Cette réserve dédaigneuse de la presse à l’égard de Wagner à la veille de la rupture de nos relations pacifiques avec son pays, s’explique-t-elle par l’irritation qu’aurait dû lui inspirer la publication d’Art allemand et politique allemande[1] ? Nullement. On était alors si peu renseigné sur les productions de l’étranger qu’une brochure aussi injurieuse pour la France, signée d’un nom aussi célèbre, put être publiée en Allemagne et même traduite à Bruxelles dans notre langue, sans susciter aucune polémique.

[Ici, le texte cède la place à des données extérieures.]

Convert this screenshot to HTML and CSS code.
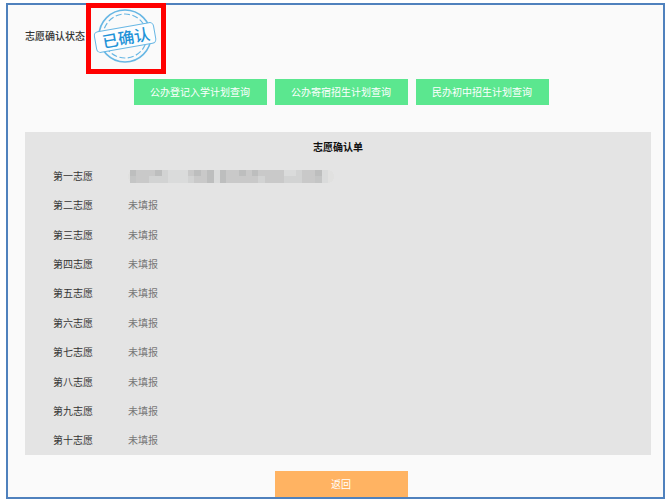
FILE: index.html
```
<!DOCTYPE html>
<html lang="zh-CN">
	<head>
		<meta charset="utf-8">
		<title>志愿确认</title>
		<link rel="stylesheet" href="styles.css">
	</head>
	<body>
		<main class="page">
			<div class="status">
				<span class="status-label">志愿确认状态</span>
				<div class="stamp">
					<svg width="70" height="61" viewBox="0 0 70 61" role="img" aria-label="已确认">
						<g fill="none" stroke="#68b7e4">
							<circle cx="34" cy="28" r="26" stroke-width="1.6"/>
							<circle cx="34" cy="28" r="22" stroke-width="1.2" stroke-dasharray="6 2.5"/>
						</g>
						<g transform="rotate(-10 34 29)">
							<rect x="4" y="19" width="60" height="21" rx="4" fill="#fcfdfe" stroke="#68b7e4"/>
							<text x="35" y="36" text-anchor="middle" class="stamp-text">已确认</text>
						</g>
					</svg>
				</div>
			</div>
			<div class="actions">
				<button type="button" class="button">公办登记入学计划查询</button>
				<button type="button" class="button">公办寄宿招生计划查询</button>
				<button type="button" class="button">民办初中招生计划查询</button>
			</div>
			<table class="choices">
				<tbody>
					<tr><th colspan="2" class="title">志愿确认单</th></tr>
					<tr>
						<th scope="row">第一志愿</th>
						<td>
							<!-- school name is masked -->
							<svg class="mask" width="206" height="13" viewBox="0 0 206 13" shape-rendering="crispEdges" aria-hidden="true">
								<rect width="206" height="13" rx="6" fill="#e1e1e0"/>
								<rect x="2" width="198" height="13" fill="#d2d3d3"/>
								<g fill="#c9c9c9">
									<rect x="8" width="26" height="6"/>
									<rect x="8" y="6" width="13" height="7"/>
									<rect x="60" width="19" height="6"/>
									<rect x="66" y="6" width="13" height="7"/>
									<rect x="98" width="58" height="6"/>
									<rect x="92" y="6" width="38" height="7"/>
									<rect x="137" y="6" width="19" height="7"/>
									<rect x="174" width="13" height="13"/>
								</g>
								<g fill="#dadbdb">
									<rect x="40" width="20" height="13"/>
									<rect x="86" width="6" height="13"/>
									<rect x="156" width="12" height="6"/>
									<rect x="194" width="6" height="13"/>
								</g>
								<g fill="#bdbebe">
									<rect x="2" width="6" height="6"/>
									<rect x="27" width="7" height="6"/>
									<rect x="66" width="7" height="6"/>
									<rect x="79" width="7" height="13"/>
									<rect x="92" width="6" height="13"/>
									<rect x="111" width="7" height="6"/>
									<rect x="124" width="6" height="6"/>
									<rect x="187" width="7" height="6"/>
								</g>
								<g fill="#c4c5c5">
									<rect x="2" y="6" width="6" height="7"/>
									<rect x="187" y="6" width="7" height="7"/>
								</g>
							</svg>
						</td>
					</tr>
					<tr><th scope="row">第二志愿</th><td>未填报</td></tr>
					<tr><th scope="row">第三志愿</th><td>未填报</td></tr>
					<tr><th scope="row">第四志愿</th><td>未填报</td></tr>
					<tr><th scope="row">第五志愿</th><td>未填报</td></tr>
					<tr><th scope="row">第六志愿</th><td>未填报</td></tr>
					<tr><th scope="row">第七志愿</th><td>未填报</td></tr>
					<tr><th scope="row">第八志愿</th><td>未填报</td></tr>
					<tr><th scope="row">第九志愿</th><td>未填报</td></tr>
					<tr><th scope="row">第十志愿</th><td>未填报</td></tr>
				</tbody>
			</table>
			<div class="actions">
				<button type="button" class="button back">返回</button>
			</div>
		</main>
	</body>
</html>
```
FILE: styles.css
```
body {
	margin: 0;
	padding: 3px 3px 3px 6px;
	background-color: white;
	font-family: "Noto Sans CJK SC", sans-serif;
	font-size: 10px;
	line-height: 16px;
	color: #333;
}
.page {
	padding: 0 12px 0 17px;
	border: 2px solid #4f81bd;
	background-color: #fafafa;
}
.status {
	display: flex;
	align-items: center;
	gap: 1px;
	margin-top: -2px;
}
.status-label {
	padding-bottom: 6px;
	font-weight: 500;
}
.stamp {
	border: 5px solid red;
	background-color: #fafafa;
}
.stamp svg {
	display: block;
}
.stamp-text {
	fill: #1f93d8;
	font-size: 16px;
	font-weight: 500;
}
.actions {
	display: flex;
	justify-content: center;
	gap: 8px;
	padding: 5px 0 0 6px;
}
.button {
	width: 133px;
	height: 26px;
	padding: 0;
	border: 0;
	background-color: #5be78f;
	color: white;
	font: inherit;
}
.choices {
	width: 100%;
	height: 323px;
	margin: 27px 0 11px;
	border-collapse: collapse;
	background-color: #e4e4e4;
}
.choices th,
.choices td {
	padding: 0;
	text-align: left;
}
.choices th {
	width: 75px;
	padding-left: 28px;
	font-weight: 400;
}
.choices td {
	color: #777;
}
.choices .title {
	padding: 0;
	font-weight: 700;
	color: #111;
	text-align: center;
}
.mask {
	display: block;
}
.back {
	background-color: #ffb362;
}
```
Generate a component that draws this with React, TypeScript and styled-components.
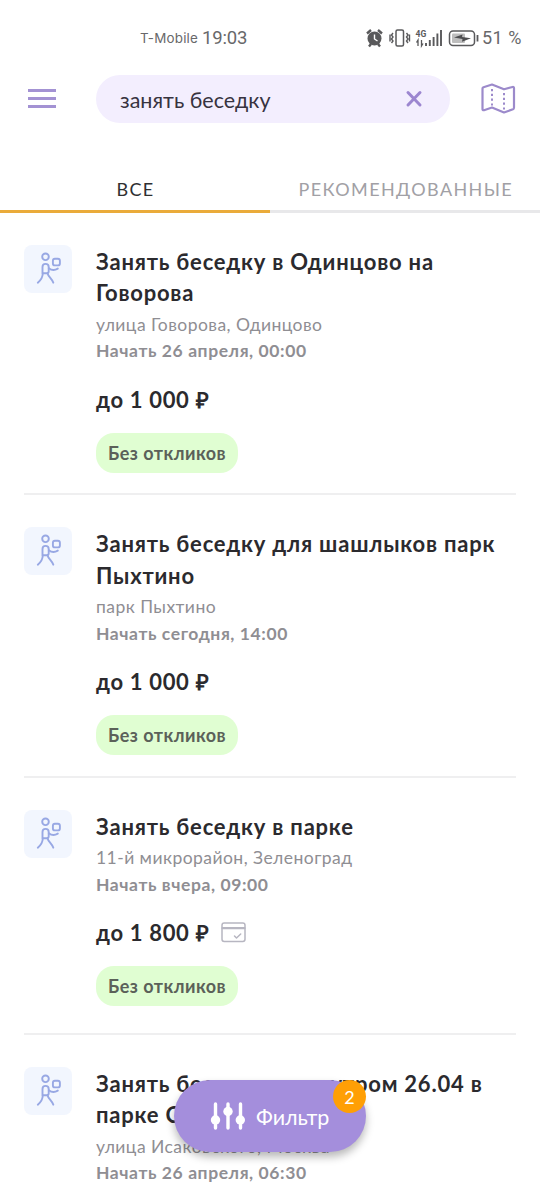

Personne ne prit garde à ce manifeste anti-français d’un Brunswick musicien. On croyait alors connaître l’Allemagne parce qu’on allait à Bade, pendant la saison, et l’on jugeait des Allemands par les joueurs du Kursaal. Les festivals d’été, organisés à grands frais par le directeur des jeux, Bénazet ou Dupressoir, attiraient, de toutes les villes d’eaux voisines, une société cosmopolite. Dans une cantate de M. Reyer, exécutée en 1862 à l’un de ces festivals internationaux, le librettiste Méry célébrait avec une candide confiance : le Rhin, symbole de la paix !

Cependant, après les succès militaires de la Prusse, spoliatrice du Danemark, victorieuse de

  1. Cet ouvrage a été réimprimé dans le tome VIII des Œuvres complètes de Wagner. Fritsch, à Leipsig.